Nosek noted that the Center for Open Science has changed the timing for its social events to accommodate employees with children. The center also has gender-neutral bathrooms and includes Islamic holidays on its office calendar.

“The mindset of inclusion is that at every stage, we design a policy,” Nosek said. “We’re thinking, how does this impact people in different life circumstances, whatever those circumstances are?”

The center has created multiple feedback processes, from an anonymous online form to weekly office hours with Nosek, so that every employee can contribute to the work environment.

Hurd warned that failing to make employment in technology fields more inclusive can harm the health of the broader community. 

“I think we’ve seen some of that in our own town, where there is this juxtaposing of people who are not earning a living wage and people who both have a huge wealth inheritance and also earn a very sizable income on top of that,” Hurd said.

“The friction that comes from such gross inequality in terms of pay is not good for building a healthy and strong community.”

Hurd was quoted in a recent New York Times article about how rich, black boys are more likely to become poor adults than are their white peers. The article drew from a study of 20 million children and their parents that found that African-American men earned less than white men, no matter what their parents had earned. That same inequality did not exist for women.

In neighborhoods where black boys thrived economically, there was a higher presence of black men.

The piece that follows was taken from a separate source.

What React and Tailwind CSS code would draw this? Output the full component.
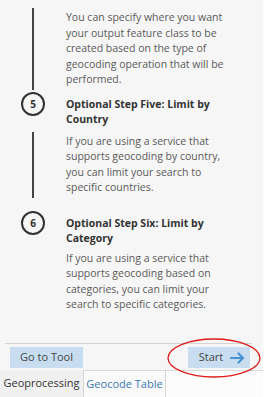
import React from 'react';

const font = { fontFamily: '"Open Sans", Lato, "Liberation Sans", sans-serif' };

const Circle = ({ n }) => (
  <div className="w-[24px] h-[24px] rounded-full border-2 border-[#333] flex items-center justify-center text-[10px] font-bold text-[#333] leading-none">
    {n}
  </div>
);

const TextRow = ({ lines, withLine = true, className = '' }) => (
  <div className={`flex ${className}`}>
    <div className="w-[66px] shrink-0 flex justify-center">
      {withLine && <div className="w-[2px] bg-[#444] mr-[1px]" />}
    </div>
    <p className="text-[10.5px] leading-[15.5px] text-[#5a5a5a] whitespace-nowrap py-[2px]">
      {lines.map((l, i) => (
        <span key={i} className="block">{l}</span>
      ))}
    </p>
  </div>
);

const HeadRow = ({ n, lines, className = '' }) => (
  <div className={`flex items-start ${className}`}>
    <div className="w-[66px] shrink-0 flex justify-center">
      <Circle n={n} />
    </div>
    <h3 className="text-[10.5px] leading-[15.5px] font-bold text-[#333] whitespace-nowrap mt-[5px]">
      {lines.map((l, i) => (
        <span key={i} className="block">{l}</span>
      ))}
    </h3>
  </div>
);

export default function App() {
  return (
    <div className="w-[268px] h-[397px] bg-white overflow-hidden flex" style={font}>
      <div className="w-[263px] h-full flex flex-col bg-[#f6f6f6] relative">
        {/* steps */}
        <div className="flex-1 pt-[8px]">
          <TextRow
            lines={[
              'You can specify where you want',
              'your output feature class to be',
              'created based on the type of',
              'geocoding operation that will be',
              'performed.',
            ]}
          />
          <HeadRow n="5" lines={['Optional Step Five: Limit by', 'Country']} className="mt-[2px]" />
          <TextRow
            className="mt-[4px]"
            lines={[
              'If you are using a service that',
              'supports geocoding by country,',
              'you can limit your search to',
              'specific countries.',
            ]}
          />
          <HeadRow n="6" lines={['Optional Step Six: Limit by', 'Category']} className="mt-[13px]" />
          <TextRow
            className="mt-[2px]"
            withLine={false}
            lines={[
              'If you are using a service that',
              'supports geocoding based on',
              'categories, you can limit your',
              'search to specific categories.',
            ]}
          />
        </div>

        {/* footer buttons */}
        <div className="ml-[5px] w-[247px] border-t border-[#d4d4d4] pt-[3px] pb-[2px] flex justify-between items-center">
          <button className="w-[73px] h-[21px] ml-[5px] bg-[#c8ddf0] text-[11px] text-[#444] whitespace-nowrap flex items-center justify-center">
            Go to Tool
          </button>
          <button className="w-[62px] h-[21px] mr-[2px] bg-[#c8ddf0] text-[11px] text-[#444] whitespace-nowrap flex items-center justify-center gap-[7px] pl-[6px]">
            Start
            <svg width="15" height="12" viewBox="0 0 15 12" fill="none">
              <path d="M1 6h12M8.5 1.5l4.5 4.5-4.5 4.5" stroke="#4a92d4" strokeWidth="2.2" strokeLinecap="round" strokeLinejoin="round" />
            </svg>
          </button>
        </div>

        {/* tabs */}
        <div className="h-[27px] flex bg-[#fcfcfc] border-t border-[#dadada]">
          <div className="w-[83px] bg-[#f0f0f0] text-[11px] text-[#333] whitespace-nowrap flex items-center justify-center mt-[-1px]">
            Geoprocessing
          </div>
          <div className="w-[83px] bg-[#fafafa] border-x border-[#d6d6d6] text-[11px] text-[#3b78b2] whitespace-nowrap flex items-center justify-center">
            Geocode Table
          </div>
        </div>

        {/* annotation ellipse */}
        <svg className="absolute left-0 top-0 pointer-events-none" width="268" height="397">
          <ellipse cx="214" cy="358" rx="46" ry="19" fill="none" stroke="#e01b1b" strokeWidth="1.3" />
        </svg>
      </div>
    </div>
  );
}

Whether the child’s own father was present was not significant.

“Those black men are in the community because they’re not incarcerated, they haven’t been violently murdered, they’re not unemployed and needing to move somewhere else,” Hurd said.

Hurd sees the study’s conclusions as lessons for Charlottesville.

“I don’t think it’s fair to say, well, that’s not anything the tech industry or our community can do anything about. People in the tech industry in Charlottesville are part of the community,” she said. “I think all of us should be thinking more about how these things are all connected.”